É difícil saber quanto dos juros altos praticados no Brasil é causa ou efeito. Ou seja, se a perda de capacidade de pagamento se dá pelas taxas elevadas ou se o sistema tem de praticar os níveis mais altos para compensar a falta de pagamentos. Segundo Kawauti, o descontrole financeiro, que era a maior causa de inadimplência antes da crise, permanece como um dos fatores mais importantes para o atraso atualmente, ao lado do desemprego e da redução da renda. Mesmo com a redução da Selic, os brasileiros ainda gastaram R$ 354 bilhões em juros no ano passado e dedicaram quase 11% da renda para o serviço financeiro das dívidas. “Se a gente crescer o uso do crédito com essa composição que tem hoje, é ruim”, afirma Kawauti. “Se o crescimento for feito de forma razoável, aí sim é aquele tipo de crédito que faz a rodar a economia.”

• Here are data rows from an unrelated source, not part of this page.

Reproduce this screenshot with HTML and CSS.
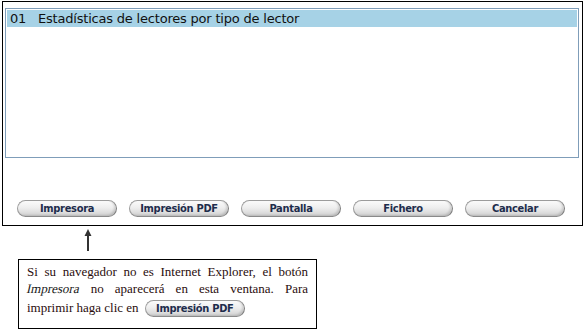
FILE: index.html
```html
<!DOCTYPE html>
<html>
<head>
<meta charset="utf-8">
<link rel="stylesheet" href="styles.css">
</head>
<body>
<div class="dialog">
  <div class="list">
    <div class="row sel"><span class="code">01</span><span>Estadísticas de lectores por tipo de lector</span></div>
  </div>
  <div class="buttons">
    <span class="btn">Impresora</span>
    <span class="btn">Impresión PDF</span>
    <span class="btn">Pantalla</span>
    <span class="btn">Fichero</span>
    <span class="btn">Cancelar</span>
  </div>
</div>
<div class="arrow">
  <svg width="10" height="22" viewBox="0 0 10 22"><path d="M5 0 L8.5 7 L6 7 L6 22 L4 22 L4 7 L1.5 7 Z" fill="#333"/></svg>
</div>
<div class="note">
  <p>Si su navegador no es Internet Explorer, el botón <span class="it">Impresora</span> no aparecerá en esta ventana. Para imprimir haga clic en <span class="btn btn-inline">Impresión PDF</span></p>
</div>
</body>
</html>
```
FILE: styles.css
```css
html, body { margin: 0; padding: 0; background: #fff; }
body { width: 585px; height: 336px; overflow: hidden; }

.dialog {
  box-sizing: border-box;
  margin: 1px 0 0 2px;
  width: 581px;
  height: 225px;
  border: 1px solid #000;
  padding: 6px 3px 0 2px;
  display: flex;
  flex-direction: column;
}

.list {
  box-sizing: border-box;
  width: 574px;
  height: 150px;
  border: 1px solid #7f9db9;
  padding: 1px;
}

.row {
  height: 17px;
  display: flex;
  align-items: center;
  font-family: "DejaVu Sans", Verdana, sans-serif;
  font-size: 13px;
  color: #111;
  padding-left: 3px;
  letter-spacing: -0.2px;
}
.sel { background: #a6d2e6; }
.code { width: 28px; }

.buttons {
  display: flex;
  gap: 12px;
  margin-top: 42px;
  padding-left: 12px;
}

.btn {
  box-sizing: border-box;
  display: inline-flex;
  align-items: center;
  justify-content: center;
  width: 100px;
  height: 17px;
  border: 1px solid #9c9c9c;
  border-right-color: #7e7e7e;
  border-bottom-color: #8a8a8a;
  border-radius: 9px;
  background: linear-gradient(#fbfbfb 0%, #eeeeee 45%, #dedede 75%, #cfcfcf 100%);
  box-shadow: inset -2px -1px 2px rgba(0,0,0,0.12);
  font-family: "DejaVu Sans Condensed", "DejaVu Sans", sans-serif;
  font-weight: bold;
  font-size: 11px;
  color: #1e2d4c;
  letter-spacing: -0.3px;
}

.arrow {
  margin: 3px 0 0 83px;
  height: 24px;
}
.arrow svg { display: block; }

.note {
  box-sizing: border-box;
  margin: 6px 0 0 18px;
  width: 299px;
  height: 70px;
  border: 1px solid #000;
  padding: 3px 8px 0 8px;
}
.note p {
  margin: 0;
  font-family: "Liberation Serif", "Times New Roman", serif;
  font-size: 13px;
  line-height: 17px;
  color: #2a0d0d;
  text-align: justify;
}
.it {
  display: inline-block;
  transform: skewX(-13deg);
  color: #1a1a1a;
}
.btn-inline {
  width: 100px;
  height: 17px;
  vertical-align: baseline;
  margin-left: 3px;
  margin-top: 3px;
}
```
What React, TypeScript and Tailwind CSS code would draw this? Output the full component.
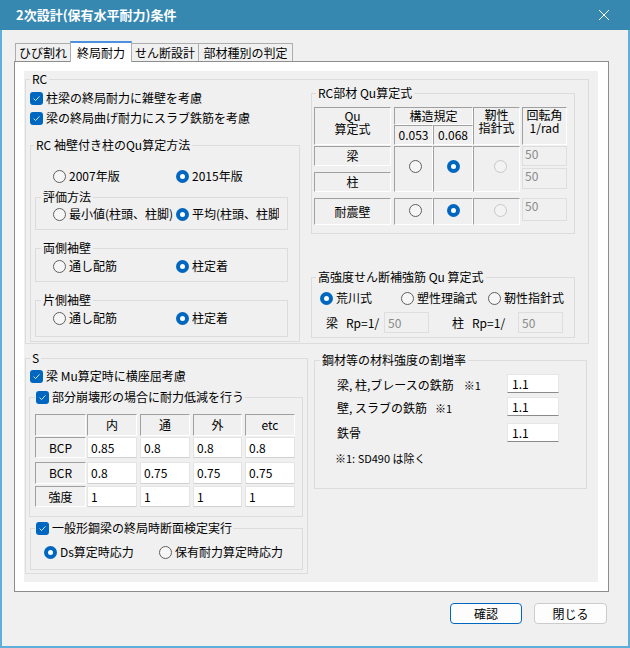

O desempenho do passado não deixa dúvidas. Cerca de 35% do crescimento do PIB entre 2003 e 2012 estão relacionados com o crédito, segundo cálculos do Santander. O banco também estima que, não fosse a alta dos juros, teria havido uma estabilidade do PIB em 2015/2016 e não uma queda de 3,6% no período. Além do conservadorismo no banco, há também a hipótese de barreiras culturais. Em Goiânia, por exemplo, apenas 38% das famílias utilizaram algum tipo de dívida para as suas demandas de consumo, o índice mais baixo do País. Quando se observa o percentual das dívidas em atrasos, outras capitais chamam a atenção: Porto Alegre (46%) e Macapá (43%). Mas os dados do SPC mostram que há diferenças regionais entre quem consegue se recuperar em seguida. O Nordeste apresenta o maior percentual de adultos com nome sujo, de 48%, contra 36% no Sul. Quando o assunto é crédito, conta muita a informação do comportamento do tomador. Os dados agregados regionais mostram as enormes divergências entre cada capital e deveriam ser um indicador de onde e quanto ainda é preciso se avançar para melhorar a relação dos brasileiros com a dívida saudável.